El día que me dejaron en el puerto de Valencia

—¿De verdad no vais a venir? —pregunté, con la voz temblorosa, mirando a mi hijo Sergio y a Lucía, mi nuera, mientras el bullicio del puerto de Valencia me envolvía como una ola fría.

Sergio ni siquiera me miró a los ojos. —Mamá, lo hemos hablado mil veces. No podemos dejar a los niños solos este fin de semana. Además, Lucía tiene guardia en el hospital.

—¿Y el viaje? ¿Y todo lo que planeamos? —insistí, sintiendo cómo la rabia y la tristeza se mezclaban en mi garganta.

Lucía se encogió de hombros. —Lo siento, Carmen. No es el momento.

No era el momento. Nunca lo era. Siempre había algo más importante que yo, que mis sueños, que mis ganas de vivir después de tantos años dedicados a ellos. Miré mi maleta color vino, la misma que usé para irme de luna de miel con su padre hace ya más de treinta años. El vestido floreado que me compré en las rebajas de El Corte Inglés me parecía ahora ridículo, como si fuera una niña disfrazada jugando a ser feliz.

El barco empezó a zarpar y sentí un nudo en el estómago. Las parejas se abrazaban, los niños reían, y yo… yo estaba sola. Sola como nunca antes. Me senté en un banco del puerto, bajo el sol valenciano que quemaba sin piedad, y lloré sin importarme quién me viera.

Recordé todas las veces que pospuse mis propios deseos por ellos: los veranos en Benidorm cocinando paellas para veinte, los cumpleaños organizados con mimo, los regalos envueltos con papel brillante… ¿Y ahora? Ahora ni siquiera podían acompañarme un fin de semana. Me sentí invisible, como si fuera un mueble viejo en su casa.

Saqué el móvil y marqué el número de mi amiga Pilar.

—¿Qué te pasa, Carmen? —preguntó al oírme sollozar.

—Me han dejado tirada. No han venido. Estoy sola en el puerto como una tonta.

—¡Pero bueno! ¡Eso no se hace! ¿Sabes qué te digo? Que ya está bien de aguantar. Haz algo por ti, mujer. ¡Que la vida son dos días!

Colgué y me quedé pensando en sus palabras. Miré el mar, azul y brillante, y sentí una chispa de rebeldía. ¿Por qué tenía que seguir esperando? ¿Por qué tenía que seguir siendo la madre abnegada y callada?

Volví a casa esa tarde, con la cara hinchada de llorar y el alma hecha jirones.

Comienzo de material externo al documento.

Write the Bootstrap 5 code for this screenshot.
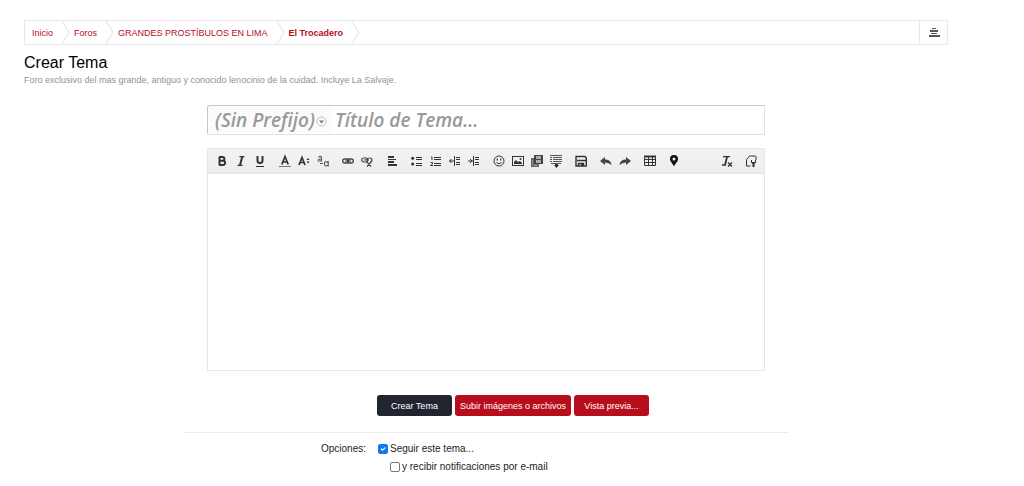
<!DOCTYPE html>
<html lang="es">
<head>
<meta charset="utf-8">
<meta name="viewport" content="width=device-width, initial-scale=1">
<title>Crear Tema</title>
<link href="https://cdn.jsdelivr.net/npm/bootstrap@5.3.0/dist/css/bootstrap.min.css" rel="stylesheet">
<style>
body{font-family:"Liberation Sans",Arial,sans-serif;font-size:9px;line-height:12px;color:#1c1d21;background:#fff}
.page{padding:20px 76px 8px 24px}
.crumb-bar{height:25px;border:1px solid #e6e8ea}
.crumb-bar a{color:#b50d1c;text-decoration:none;padding-left:7px}
.crumb-bar li+li a{padding-left:4px}
.crumb-bar ol svg{margin-left:8px;width:9px;height:23px}
.jump{width:28px;border:0;border-left:1px solid #e6e8ea;background:none;padding:0}
h1{font-size:16px;line-height:20px;margin:8px 0 1px}
.desc{color:#929292}
.form-area{max-width:604px;margin-top:19px}
.form-main{padding:0 23px}
.title-box{height:30px;border:1px solid #e0e0e0;border-top-color:#c8c8c8;border-left-color:#c8c8c8;border-radius:3px 0 0 3px;padding:1px}
.title-box,.title-box select,.title-box input{font-family:"Open Sans",sans-serif;font-weight:600;font-style:italic;font-size:19px;line-height:24px;color:#999}
.prefix-wrap{width:122px;background:#fbfbfb}
.prefix-wrap select{appearance:none;border:0;background:none;padding:0 0 0 6px;width:100%;height:26px;outline:0}
.prefix-wrap svg{position:absolute;right:4px;top:9px;pointer-events:none}
.title-box input{border:0;outline:0;padding:0 4px;background:none;min-width:0}
.title-box input::placeholder{color:#999;opacity:1}
.editor{border:1px solid #e4e8ea;margin-top:13px}
.tools{height:25px;background:linear-gradient(#f3f3f3,#ececec);border-bottom:1px solid #e4e4e4;padding:0 1px 0 4px}
.tools .grp{margin-right:6px}
.tools .grp:last-child{margin-right:0}
.tools .gap-end .tool{width:24px}
.tool{width:19px;height:24px;border:0;background:none;padding:0;color:#333;display:flex;align-items:center;justify-content:center}
.editor textarea{height:196px;border:0;outline:0;resize:none;padding:8px;font-size:11px}
.actions{gap:3px;margin-top:24px;padding-left:54px}
.act{height:21px;border:0;border-radius:3px;color:#fff;background:#b80d1b;padding:0 5px}
.act.main{background:#212530;width:75px}
.act.view{width:75px}
.options{border-top:1px solid #ececec;margin-top:16px;padding-top:9px;font-size:10px;line-height:14px}
.opt-label{width:182px;text-align:right}
.opts{margin-left:12px}
.opts .form-check-input{width:10px;height:10px;margin:0;border-radius:2px;border-color:#777;box-shadow:none}
.opts .form-check-input:checked{background-color:#1677f2;border-color:#1677f2}
.opts label{gap:2px}
.opts label+label{margin:4px 0 0 12px}
</style>
</head>
<body>
<main class="page">
<nav class="crumb-bar d-flex justify-content-between" aria-label="Ruta">
<ol class="list-unstyled d-flex align-items-center m-0">
<li class="d-flex align-items-center"><a href="#">Inicio</a><svg viewBox="0 0 9 24" preserveAspectRatio="none" fill="none" stroke="#dcdfe1"><path d="M1 0l7 12-7 12"/></svg></li>
<li class="d-flex align-items-center"><a href="#">Foros</a><svg viewBox="0 0 9 24" preserveAspectRatio="none" fill="none" stroke="#dcdfe1"><path d="M1 0l7 12-7 12"/></svg></li>
<li class="d-flex align-items-center"><a href="#">GRANDES PROSTÍBULOS EN LIMA</a><svg viewBox="0 0 9 24" preserveAspectRatio="none" fill="none" stroke="#dcdfe1"><path d="M1 0l7 12-7 12"/></svg></li>
<li class="d-flex align-items-center"><a href="#" class="fw-bold">El Trocadero</a><svg viewBox="0 0 9 24" preserveAspectRatio="none" fill="none" stroke="#dcdfe1"><path d="M1 0l7 12-7 12"/></svg></li>
</ol>
<button class="jump d-flex align-items-center justify-content-center" type="button" aria-label="Navegación rápida"><svg width="12" height="10" fill="#555"><path d="M4 0h4v1H4zM2 2h8v2H2zM3 5h6v1H3zM1 7h11v2H1z"/></svg></button>
</nav>
<h1 class="fw-normal text-black">Crear Tema</h1>
<p class="desc mb-0">Foro exclusivo del mas grande, antiguo y conocido lenocinio de la cuidad. Incluye La Salvaje.</p>
<form class="form-area mx-auto">
<div class="form-main">
<div class="title-box d-flex">
<div class="prefix-wrap position-relative flex-shrink-0">
<select aria-label="Prefijo"><option>(Sin Prefijo)</option></select>
<svg width="11" height="11" fill="none" stroke="#bbb"><circle cx="5.500" cy="5.500" r="4.500"/><path d="M3 4.500h5l-2.500 3z" fill="#777" stroke="none"/></svg>
</div>
<input class="flex-grow-1" type="text" placeholder="Título de Tema..." aria-label="Título de Tema">
</div>
<div class="editor">
<div class="tools d-flex" role="toolbar" aria-label="Formato">
<div class="grp d-flex">
<button class="tool" type="button" aria-label="Negrita"><svg width="14" height="14" fill="none" stroke="currentColor" stroke-width="2"><path d="M4.500 3v8M4 3h3.500a1.700 1.700 0 0 1 0 3.800H4M4 6.800h4a2 2 0 0 1 0 4.200H4"/></svg></button>
<button class="tool" type="button" aria-label="Cursiva"><svg width="14" height="14" fill="none" stroke="currentColor" stroke-width="1.300"><path d="M5.500 2.700h5M3.500 11.300h5"/><path d="M8.200 3L6 11" stroke-width="2"/></svg></button>
<button class="tool" type="button" aria-label="Subrayado"><svg width="14" height="14" fill="none" stroke="currentColor" stroke-width="2"><path d="M4.500 2v4.500q0 2.500 2.500 2.500t2.500-2.500V2"/><path d="M3 12.500h8" stroke-width="1"/></svg></button>
</div>
<div class="grp d-flex">
<button class="tool" type="button" aria-label="Color de texto"><svg width="14" height="14" fill="none" stroke="currentColor" stroke-width="1.700"><path d="M3.800 10.500L7 2.500 10.200 10.500M4.800 8h4.400"/><path d="M1 12.500h12" stroke="#777" stroke-width="1"/></svg></button>
<button class="tool" type="button" aria-label="Tamaño"><svg width="14" height="14" fill="none" stroke="currentColor" stroke-width="1.700"><path d="M2 11l3-7.500L8 11M3 8.500h4"/><path d="M9.500 6L11 4l1.500 2zM9.500 7.500L11 9.500l1.500-2z" fill="currentColor" stroke="none"/></svg></button>
<button class="tool" type="button" aria-label="Fuente"><svg width="14" height="14" fill="none" stroke="#555" stroke-width="1.100"><path d="M2.500 3q3-1.500 3 .8v3.700M5.500 5q-3.300-.2-3.300 1.300t3.300.5M4 9.500h3"/><path d="M12.200 7v5.500M12.200 8.500q-3.700-2-3.700 1.300t3.700 1.500"/></svg></button>
</div>
<div class="grp d-flex">
<button class="tool" type="button" aria-label="Enlace"><svg width="14" height="14" fill="none" stroke="#444" stroke-width="1.300"><rect x="1.700" y="5" width="6" height="4" rx="2"/><rect x="6.300" y="5" width="6" height="4" rx="2"/><path d="M4 7h6" stroke-width="1"/></svg></button>
<button class="tool" type="button" aria-label="Quitar enlace"><svg width="14" height="14" fill="none" stroke="#444" stroke-width="1.200"><rect x="1.700" y="4" width="6" height="4" rx="2"/><path d="M6.500 5.500q1-1.500 3-1.500 2.500 0 2.500 2t-2 2M4 6h5M7 8l4 4.500M11 8l-4 4.500"/></svg></button>
</div>
<div class="grp d-flex"><button class="tool" type="button" aria-label="Alinear"><svg width="14" height="14" fill="currentColor"><path d="M3 2h6v2H3zM3 5h8v1H3zM3 7h6v2H3zM3 10h9v2H3z"/></svg></button></div>
<div class="grp d-flex">
<button class="tool" type="button" aria-label="Lista"><svg width="14" height="14" fill="currentColor"><circle cx="2.700" cy="4.300" r="1.500"/><circle cx="2.700" cy="10" r="1.500"/><path d="M6 3h6v1H6zM6 5h6v1H6zM6 9h6v1H6zM6 11h6v1H6z"/></svg></button>
<button class="tool" type="button" aria-label="Lista numerada"><svg width="14" height="14" fill="none" stroke="currentColor"><path d="M2 3h1v3M1.500 8.500h2v1.500l-2 1.500h2.500M5 3.500h7M5 5.500h7M5 9.500h7M5 11.500h7"/></svg></button>
<button class="tool" type="button" aria-label="Reducir sangría"><svg width="14" height="14" fill="none" stroke="currentColor"><path d="M6.500 2v10M1.500 7h5M3.500 5l-2 2 2 2M8 3.500h4M8 5.500h4M8 8.500h4M8 10.500h4"/></svg></button>
<button class="tool" type="button" aria-label="Aumentar sangría"><svg width="14" height="14" fill="none" stroke="currentColor"><path d="M6.500 2v10M1 7h5M3 5l2 2-2 2M8 3.500h4M8 5.500h4M8 8.500h4M8 10.500h4"/></svg></button>
</div>
<div class="grp d-flex">
<button class="tool" type="button" aria-label="Emoticonos"><svg width="14" height="14" fill="none" stroke="currentColor"><circle cx="7" cy="7" r="5"/><path d="M4.500 8.500q2.500 2.500 5 0"/><path d="M5.300 4.500v2M8.700 4.500v2" stroke-width="1.200"/></svg></button>
<button class="tool" type="button" aria-label="Imagen"><svg width="14" height="14" fill="none" stroke="currentColor"><rect x="1.500" y="2.500" width="11" height="9"/><path d="M3 10V8l2-2 2 2 2-1 2 2v1z" fill="currentColor" stroke="none"/><circle cx="9.500" cy="5" r="1" fill="currentColor" stroke="none"/></svg></button>
<button class="tool" type="button" aria-label="Multimedia"><svg width="14" height="14"><path d="M1 4h8v9H1z" fill="#666"/><path d="M4 1h9v9H4z" fill="#444"/><path d="M6 2h5v3H6zM6 6h5v3H6zM2 6h1v1H2zM2 8h1v1H2zM2 10h1v1H2zM4 11h3v1H4z" fill="#aaa"/></svg></button>
<button class="tool" type="button" aria-label="Insertar"><svg width="14" height="14" fill="none" stroke="#555"><path d="M1 1.500h12M1 3.500h2M4 3.500h9M1 5.500h2M4 5.500h9M1 7.500h2M4 7.500h9M2 9.500h10"/><path d="M6 10h3v1h1l-2.500 3L5 11h1z" fill="#333" stroke="none"/></svg></button>
</div>
<div class="grp d-flex"><button class="tool" type="button" aria-label="Borradores"><svg width="14" height="14" fill="none" stroke="currentColor" stroke-width="1.400"><path d="M2 2.500h9L12.300 4v8H2z"/><path d="M3 6.500h9M4.500 12V9.500h5V12"/><path d="M7 10h2v2H7z" fill="currentColor" stroke="none"/></svg></button></div>
<div class="grp d-flex">
<button class="tool" type="button" aria-label="Deshacer"><svg width="14" height="14" fill="#444"><path d="M1 7l5-4v2.500q6 0 6.500 5.500Q10 8.500 6 8.500V11z"/></svg></button>
<button class="tool" type="button" aria-label="Rehacer"><svg width="14" height="14" fill="#444"><path d="M13 7L8 3v2.500q-6 0-6.500 5.500Q4 8.500 8 8.500V11z"/></svg></button>
</div>
<div class="grp d-flex"><button class="tool" type="button" aria-label="Tabla"><svg width="14" height="14" fill="none" stroke="currentColor"><path d="M1 2.500h12" stroke-width="2"/><path d="M1.500 2v9.500h11V2M1.500 5.500h11M1.500 8.500h11M5.500 3v9M9.500 3v9"/></svg></button></div>
<div class="grp d-flex"><button class="tool" type="button" aria-label="Ubicación"><svg width="14" height="14" fill="#111"><path fill-rule="evenodd" d="M6 1a4 4 0 0 1 4 4c0 3-2.500 4-4 7.500C4.500 9 2 8 2 5a4 4 0 0 1 4-4zm0 2.500A1.500 1.500 0 1 0 6 6.500 1.500 1.500 0 0 0 6 3.500z"/></svg></button></div>
<div class="grp gap-end d-flex ms-auto">
<button class="tool" type="button" aria-label="Quitar formato"><svg width="14" height="14" fill="none" stroke="currentColor" stroke-width="1.300"><path d="M3 2.700h7M2 11h4"/><path d="M7 3l-2 8" stroke-width="1.800"/><path d="M8 8.500l4 4M12 8.500l-4 4"/></svg></button>
<button class="tool" type="button" aria-label="Modo de editor"><svg width="14" height="14" fill="none" stroke="currentColor"><path d="M6.500 12H2.500V5.500l3-3.500h5.500q1 0 1 1v3"/><path d="M7 6v2.500l1.500 1.500V13h2v-3L12 8.500V6l-1 0v2H8V6z" fill="currentColor" stroke="none"/></svg></button>
</div>
</div>
<textarea class="w-100 d-block" aria-label="Mensaje"></textarea>
</div>
</div>
<div class="actions d-flex justify-content-center">
<button class="act main" type="submit">Crear Tema</button>
<button class="act" type="button">Subir imágenes o archivos</button>
<button class="act view" type="button">Vista previa...</button>
</div>
<div class="options d-flex">
<div class="opt-label flex-shrink-0">Opciones:</div>
<div class="opts">
<label class="d-flex align-items-center"><input class="form-check-input" type="checkbox" checked>Seguir este tema...</label>
<label class="d-flex align-items-center"><input class="form-check-input" type="checkbox">y recibir notificaciones por e-mail</label>
</div>
</div>
</form>
</main>
<script src="https://cdn.jsdelivr.net/npm/bootstrap@5.3.0/dist/js/bootstrap.bundle.min.js"></script>
</body>
</html>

Sergio y Lucía ni siquiera estaban; habían salido con los niños al parque. Me senté en la cocina, abrí una botella de vino tinto y empecé a pensar en serio.

Al día siguiente llamé a una inmobiliaria.

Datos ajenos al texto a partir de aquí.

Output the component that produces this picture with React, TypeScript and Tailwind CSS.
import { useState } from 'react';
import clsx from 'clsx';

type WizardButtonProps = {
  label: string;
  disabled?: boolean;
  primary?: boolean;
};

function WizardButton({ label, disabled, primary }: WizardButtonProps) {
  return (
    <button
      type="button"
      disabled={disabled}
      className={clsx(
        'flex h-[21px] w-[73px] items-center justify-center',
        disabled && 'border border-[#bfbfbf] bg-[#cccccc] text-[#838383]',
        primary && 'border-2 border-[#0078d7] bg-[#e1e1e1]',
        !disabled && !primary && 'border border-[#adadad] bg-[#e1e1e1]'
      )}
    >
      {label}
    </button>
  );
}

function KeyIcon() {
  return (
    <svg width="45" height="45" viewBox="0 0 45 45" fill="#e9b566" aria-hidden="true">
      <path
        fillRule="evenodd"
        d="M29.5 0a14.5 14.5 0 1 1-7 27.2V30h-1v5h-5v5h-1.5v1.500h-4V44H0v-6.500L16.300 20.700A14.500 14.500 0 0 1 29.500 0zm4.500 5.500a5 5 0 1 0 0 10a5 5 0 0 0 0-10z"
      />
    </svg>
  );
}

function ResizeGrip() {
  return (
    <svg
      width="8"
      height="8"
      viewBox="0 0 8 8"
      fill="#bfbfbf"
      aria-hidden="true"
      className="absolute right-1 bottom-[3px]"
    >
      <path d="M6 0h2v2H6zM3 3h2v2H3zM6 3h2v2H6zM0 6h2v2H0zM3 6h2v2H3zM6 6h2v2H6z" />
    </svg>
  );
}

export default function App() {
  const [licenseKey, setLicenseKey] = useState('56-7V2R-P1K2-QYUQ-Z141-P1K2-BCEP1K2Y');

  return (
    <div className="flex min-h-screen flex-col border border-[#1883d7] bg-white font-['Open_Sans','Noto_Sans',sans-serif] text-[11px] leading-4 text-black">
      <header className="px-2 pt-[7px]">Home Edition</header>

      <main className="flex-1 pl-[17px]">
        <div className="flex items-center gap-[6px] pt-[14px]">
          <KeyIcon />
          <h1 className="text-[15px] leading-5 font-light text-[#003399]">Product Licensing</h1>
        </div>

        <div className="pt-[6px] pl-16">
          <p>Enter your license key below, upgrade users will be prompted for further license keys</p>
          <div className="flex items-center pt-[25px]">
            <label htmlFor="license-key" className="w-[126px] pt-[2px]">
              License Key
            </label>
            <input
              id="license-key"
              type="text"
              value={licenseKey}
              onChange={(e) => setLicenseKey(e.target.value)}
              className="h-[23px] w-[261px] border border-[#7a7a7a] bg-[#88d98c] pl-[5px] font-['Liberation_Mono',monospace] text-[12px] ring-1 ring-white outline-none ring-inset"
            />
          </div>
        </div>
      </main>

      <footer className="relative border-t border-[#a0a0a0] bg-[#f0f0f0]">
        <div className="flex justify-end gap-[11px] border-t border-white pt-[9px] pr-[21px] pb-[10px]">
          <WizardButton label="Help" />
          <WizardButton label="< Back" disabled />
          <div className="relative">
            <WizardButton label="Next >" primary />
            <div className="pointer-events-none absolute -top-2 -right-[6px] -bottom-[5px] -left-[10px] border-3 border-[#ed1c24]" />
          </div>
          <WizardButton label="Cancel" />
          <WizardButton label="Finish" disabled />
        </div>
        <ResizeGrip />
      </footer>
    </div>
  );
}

—Quiero vender la casa —dije sin titubear.

—¿Está segura? —preguntó la agente.

—Más segura que nunca.

Durante semanas guardé silencio. Observaba cómo Sergio y Lucía hacían planes sin contar conmigo, cómo me pedían favores pero nunca preguntaban cómo estaba yo. Cuando llegó el día de firmar la venta, les cité en casa.

—¿Qué pasa, mamá? —preguntó Sergio, molesto por tener que interrumpir su jornada.

—He vendido la casa —dije, mirándolos fijamente.

Lucía palideció. —¿Cómo que la has vendido? ¿Y nosotros?

—Vosotros tenéis vuestra vida. Yo también quiero tener la mía. Me voy a viajar por España con lo que saque de la venta. Ya está bien de ser siempre la última.

Sergio se enfadó mucho. Gritó, me acusó de egoísta. Pero por primera vez en mi vida no me sentí culpable. Me sentí libre.

Ahora escribo estas líneas desde un pequeño hostal en Granada, con vistas a la Alhambra y el corazón ligero. ¿Cuántas veces nos olvidamos de nosotras mismas por cuidar a los demás? ¿No merecemos también ser felices? ¿Y tú, qué harías si te dejaran plantada en el puerto?